Documents are great until your data has friends
The core argument for document databases is locality. If your data is shaped like a tree — a user with their profile, their posts, their preferences, all naturally nested inside one logical thing — then storing it as a single document means one read fetches everything. No joins. No N+1 queries. The structure of the data on disk matches the structure your code wants.
For one-to-many relationships, this is genuinely lovely. A blog post and its tags, a resume and its work history, an order and its line items — these are tree-shaped, and trees fit nicely in documents.
The problem starts when relationships go many-to-many. Suppose two users went to the same university. In a document model, you either duplicate the university name in both user documents (and now updating it is a nightmare) or you store an ID and look the university up separately (which is a join, just one your application has to do by hand). Either way, you’ve reinvented something the relational model gave you for free.
Kleppmann’s point isn’t that one model is better. It’s that the more interconnected your data is, the worse documents fit and the better relational fits. If your domain is mostly self-contained units, documents win. If everything points to everything else, you want joins.
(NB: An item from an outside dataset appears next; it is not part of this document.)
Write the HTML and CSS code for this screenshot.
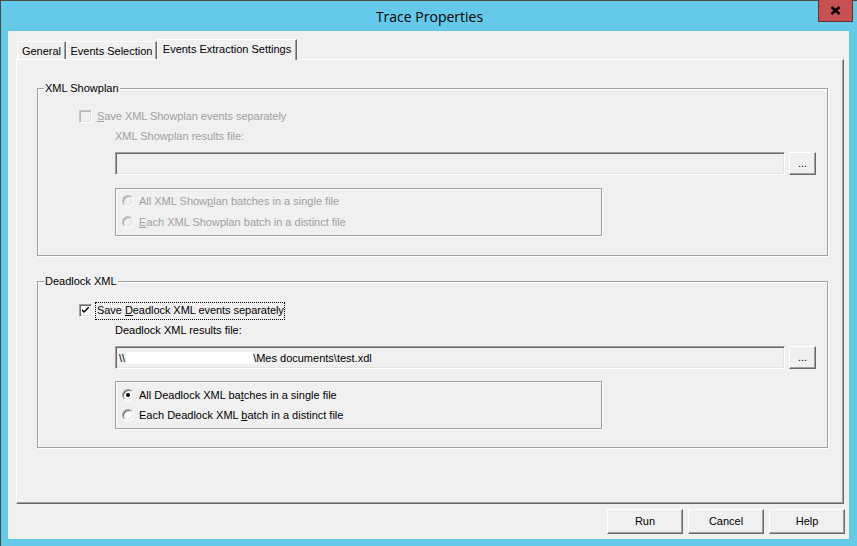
FILE: index.html
```html
<!DOCTYPE html>
<html>
<head>
<meta charset="utf-8">
<link rel="stylesheet" href="styles.css">
</head>
<body>
<div class="window">
  <div class="titlebar">Trace Properties</div>
  <div class="close"><svg width="11" height="9" viewBox="0 0 11 9"><path d="M1.5 1 L9.5 8 M9.5 1 L1.5 8" stroke="#000" stroke-width="2.4"/></svg></div>
  <div class="client">
    <div class="tabs">
      <div class="tab t1">General</div>
      <div class="tab t2">Events Selection</div>
      <div class="tab sel">Events Extraction Settings</div>
    </div>
    <div class="panel">
      <div class="group">
        <span class="legend">XML Showplan</span>
        <div class="chkrow disabled">
          <span class="chk off"></span>
          <span class="lbl"><u>S</u>ave XML Showplan events separately</span>
        </div>
        <div class="filelbl disabled">XML Showplan results file:</div>
        <div class="filerow">
          <div class="textbox"></div>
          <div class="dots">...</div>
        </div>
        <div class="radiobox disabled">
          <div class="rrow"><span class="radio off"></span><span>All XML Show<u>p</u>lan batches in a single file</span></div>
          <div class="rrow"><span class="radio off"></span><span><u>E</u>ach XML Showplan batch in a distinct file</span></div>
        </div>
      </div>
      <div class="group g2">
        <span class="legend">Deadlock XML</span>
        <div class="chkrow">
          <span class="chk"><svg width="7" height="7" viewBox="0 0 7 7"><path d="M0 2 L0 4 L2 6 L7 1 L7 -1 L2 4 Z" fill="#000"/></svg></span>
          <span class="lbl focus">Save <u>D</u>eadlock XML events separately</span>
        </div>
        <div class="filelbl">Deadlock XML results file:</div>
        <div class="filerow">
          <div class="textbox">\\<span class="redact"></span>\Mes documents\test.xdl</div>
          <div class="dots">...</div>
        </div>
        <div class="radiobox r2">
          <div class="rrow"><span class="radio on"></span><span>All Deadlock XML ba<u>t</u>ches in a single file</span></div>
          <div class="rrow"><span class="radio"></span><span>Each Deadlock XML <u>b</u>atch in a distinct file</span></div>
        </div>
      </div>
    </div>
    <div class="buttons">
      <div class="btn">Run</div>
      <div class="btn">Cancel</div>
      <div class="btn">Help</div>
    </div>
  </div>
</div>
</body>
</html>
```
FILE: styles.css
```css
html, body {
  margin: 0;
  padding: 0;
}
body {
  width: 857px;
  height: 546px;
  overflow: hidden;
  font-family: "Liberation Sans", Arial, sans-serif;
  font-size: 11px;
  color: #000;
}
.window {
  width: 857px;
  height: 546px;
  box-sizing: border-box;
  background: #65C9E9;
  border-top: 1px solid #4b4b4b;
  border-left: 1px solid #4b4b4b;
  position: relative;
}
.titlebar {
  height: 30px;
  display: flex;
  align-items: center;
  justify-content: center;
  font-family: "Open Sans", "Noto Sans", sans-serif;
  font-size: 14px;
  padding-left: 1px;
}
.close {
  position: absolute;
  top: -1px;
  right: 4px;
  width: 33px;
  height: 21px;
  background: #C75050;
  border: 1px solid #6b2f2f;
  border-top: none;
  display: flex;
  align-items: center;
  justify-content: center;
}
.client {
  margin-left: 7px;
  width: 841px;
  height: 508px;
  background: #F0F0F0;
  box-sizing: border-box;
  padding-top: 8px;
}
.tabs {
  display: flex;
  align-items: flex-end;
  height: 20px;
  padding-left: 9px;
  position: relative;
  z-index: 2;
}
.tab {
  height: 18px;
  box-sizing: border-box;
  border-top: 1px solid #fff;
  border-left: 1px solid #fff;
  border-right: 1px solid #696969;
  box-shadow: inset -1px 0 #A0A0A0;
  display: flex;
  align-items: center;
  justify-content: center;
  background: #F0F0F0;
  padding-top: 1px;
}
.t1 { width: 49px; }
.t2 { width: 91px; }
.sel {
  width: 140px;
  height: 21px;
  margin-bottom: -1px;
  padding-bottom: 3px;
}
.panel {
  margin-left: 8px;
  width: 828px;
  height: 445px;
  box-sizing: border-box;
  border-top: 1px solid #fff;
  border-left: 1px solid #fff;
  border-right: 1px solid #696969;
  border-bottom: 1px solid #696969;
  box-shadow: inset -1px -1px #A0A0A0;
  padding: 28px 0 0 20px;
}
.group {
  position: relative;
  width: 791px;
  height: 168px;
  box-sizing: border-box;
  border: 1px solid #A0A0A0;
  box-shadow: inset 1px 1px #fff, 1px 1px #fff;
  padding-left: 41px;
  padding-top: 21px;
}
.g2 {
  margin-top: 25px;
  height: 167px;
  padding-top: 22px;
}
.legend {
  position: absolute;
  top: -7px;
  left: 6px;
  background: #F0F0F0;
  padding: 0 1px;
  line-height: 13px;
}
.disabled { color: #A0A0A0; }
.chkrow {
  display: flex;
  align-items: center;
  height: 13px;
}
.chk {
  width: 13px;
  height: 13px;
  box-sizing: border-box;
  border: 1px solid;
  border-color: #A0A0A0 #fff #fff #A0A0A0;
  box-shadow: inset 1px 1px #696969, inset -1px -1px #E3E3E3;
  background: #fff;
  display: flex;
  align-items: center;
  justify-content: center;
}
.chk.off {
  background: #F0F0F0;
  border-color: #C8C8C8 #fff #fff #C8C8C8;
  box-shadow: inset 1px 1px #B8B8B8, inset -1px -1px #E3E3E3;
}
.lbl {
  margin-left: 3px;
  padding: 1px 0 2px 1px;
  border: 1px solid transparent;
  line-height: 13px;
  letter-spacing: -0.05px;
}
.lbl.focus { border: 1px dotted #000; }
.filelbl {
  margin-left: 36px;
  margin-top: 7px;
  line-height: 13px;
}
.filerow {
  display: flex;
  margin-left: 36px;
  margin-top: 9px;
  gap: 4px;
  height: 23px;
}
.textbox {
  width: 670px;
  height: 23px;
  box-sizing: border-box;
  border: 1px solid;
  border-color: #A0A0A0 #fff #fff #A0A0A0;
  box-shadow: inset 1px 1px #696969, inset -1px -1px #E3E3E3;
  background: #F0F0F0;
  padding-left: 3px;
  display: flex;
  align-items: center;
  white-space: pre;
}
.redact {
  display: inline-block;
  width: 127px;
  height: 12px;
  background: #fff;
  margin-left: 1px;
}
.dots {
  width: 27px;
  height: 23px;
  box-sizing: border-box;
  border: 1px solid;
  border-color: #fff #696969 #696969 #fff;
  box-shadow: inset -1px -1px #A0A0A0;
  display: flex;
  align-items: center;
  justify-content: center;
  padding-bottom: 2px;
}
.radiobox {
  margin-left: 36px;
  margin-top: 13px;
  width: 487px;
  height: 48px;
  box-sizing: border-box;
  border: 1px solid #A0A0A0;
  box-shadow: inset 1px 1px #fff, 1px 1px #fff;
  padding: 5px 0 0 6px;
  display: flex;
  flex-direction: column;
  gap: 8px;
}
.r2 {
  margin-top: 12px;
  padding-top: 6px;
  gap: 7px;
}
.rrow {
  display: flex;
  align-items: center;
  height: 13px;
  gap: 5px;
}
.radio {
  width: 12px;
  height: 12px;
  box-sizing: border-box;
  border-radius: 50%;
  border: 1px solid;
  border-color: #A0A0A0 #fff #fff #A0A0A0;
  box-shadow: inset 1px 1px #696969, inset -1px -1px #E3E3E3;
  background: #fff;
  position: relative;
  flex: none;
}
.radio.off {
  background: #F0F0F0;
  border-color: #C0C0C0 #fff #fff #C0C0C0;
  box-shadow: inset 1px 1px #A8A8A8, inset -1px -1px #E3E3E3;
}
.radio.on::after {
  content: "";
  position: absolute;
  left: 3px;
  top: 3px;
  width: 4px;
  height: 4px;
  border-radius: 50%;
  background: #000;
}
.buttons {
  display: flex;
  justify-content: flex-end;
  gap: 5px;
  margin-top: 5px;
  padding-right: 4px;
}
.btn {
  width: 76px;
  height: 25px;
  box-sizing: border-box;
  border: 1px solid;
  border-color: #fff #696969 #696969 #fff;
  box-shadow: inset -1px -1px #A0A0A0;
  display: flex;
  align-items: center;
  justify-content: center;
  padding-bottom: 1px;
}
```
Schema-on-read is not the same as no schema
One of the most useful clarifications in the chapter is about schemas. Document databases are often called “schemaless,” and Kleppmann pushes back on this hard. There’s always a schema — the question is just where it lives.
Relational databases use schema-on-write: the database enforces the structure when you insert data. Document databases typically use schema-on-read: the structure is implicit, enforced (or assumed) by whatever code reads the data later.
Neither is automatically better. Schema-on-read is genuinely useful when your data is heterogeneous, when the structure comes from external sources you don’t control, or when you’re moving fast and the schema is changing constantly. Schema-on-write is genuinely useful when you want guarantees, when many different applications read the same data, or when you’ve been burned one too many times by a field that was supposed to always be a string and turned out to sometimes be null, sometimes a number, and sometimes the literal string "undefined".
The flexibility of schema-on-read isn’t free. It’s a debt you pay later, in defensive code and migration scripts and 3am incidents.
Declarative beats imperative, almost always
The middle of the chapter is about query languages, and the central claim is one I think more programmers should sit with: declarative is better than imperative, and SQL is one of the great triumphs of declarative thinking.
In an imperative query, you tell the database how to find your data — loop through this, filter that, sort the other thing. In a declarative query, you describe what you want and let the database figure out how. SQL is declarative; MapReduce code (in its raw form) is imperative; CSS, surprisingly, is declarative — you describe what styled output you want, the browser figures out how to lay it out.
The advantage of declarative isn’t just elegance. It’s that the database is free to optimize. It can add an index, parallelize the query, change the join order, switch algorithms based on table sizes — all without you rewriting anything. Imperative code locks in the how, which means it can’t get faster while you sleep.
This is why ORMs that generate “good enough” SQL beat hand-tuned procedural code in most real systems: the database has more information than your application does about how to actually run the query, and it’s getting smarter every release.
When your data is mostly relationships, use a graph
The third major data model in the chapter is the graph. If documents are great for tree-shaped data and relational is great for tabular data with joins, graphs are great for data where the relationships matter as much as the things being related.
Social networks are the obvious example: who follows whom, who’s friends with whom, who reposted whom’s post. But graphs also fit naturally for road networks, recommendation systems, knowledge bases, fraud detection, and anywhere you find yourself writing recursive SQL queries with five layers of CTEs that no one will ever understand again.
Kleppmann walks through two main flavors. Property graphs (Neo4j, etc.) treat nodes and edges as first-class objects with their own properties, queried with languages like Cypher. Triple-stores (RDF, SPARQL) model everything as (subject, predicate, object) triples, which is conceptually clean and has roots in the Semantic Web movement. Both can express things that would be miserable in SQL — like “find all the people connected to me by at most three hops who work at companies headquartered in cities I’ve visited” — in a few lines.
The historical note he ends on is great: most of these graph query languages descend from Datalog, a declarative logic programming language from the 1980s. Half of computer science is rediscovering ideas from the 1980s with better marketing.
The takeaway
Three data models — relational, document, graph — and they’re not really competitors. They’re tools for different shapes.
- Tree-shaped, mostly self-contained data with one-to-many relationships → documents.
- Tabular data with lots of many-to-many relationships → relational.
- Highly interconnected data where the relationships are the point → graph.
Most real systems eventually use more than one. Your user accounts live in Postgres, your activity feed lives in a document store, your recommendation engine reads from a graph. That’s not a failure of architecture; it’s the architecture working as intended.
The deeper lesson is the one Kleppmann keeps coming back to: data outlives code. The schema you pick today will still be shaping decisions five years from now, long after the framework you used to build the API has been replaced. Choosing the right model early is one of the cheapest performance and maintainability wins in software.
Choose for your data’s shape, not for the conference talk you saw last week.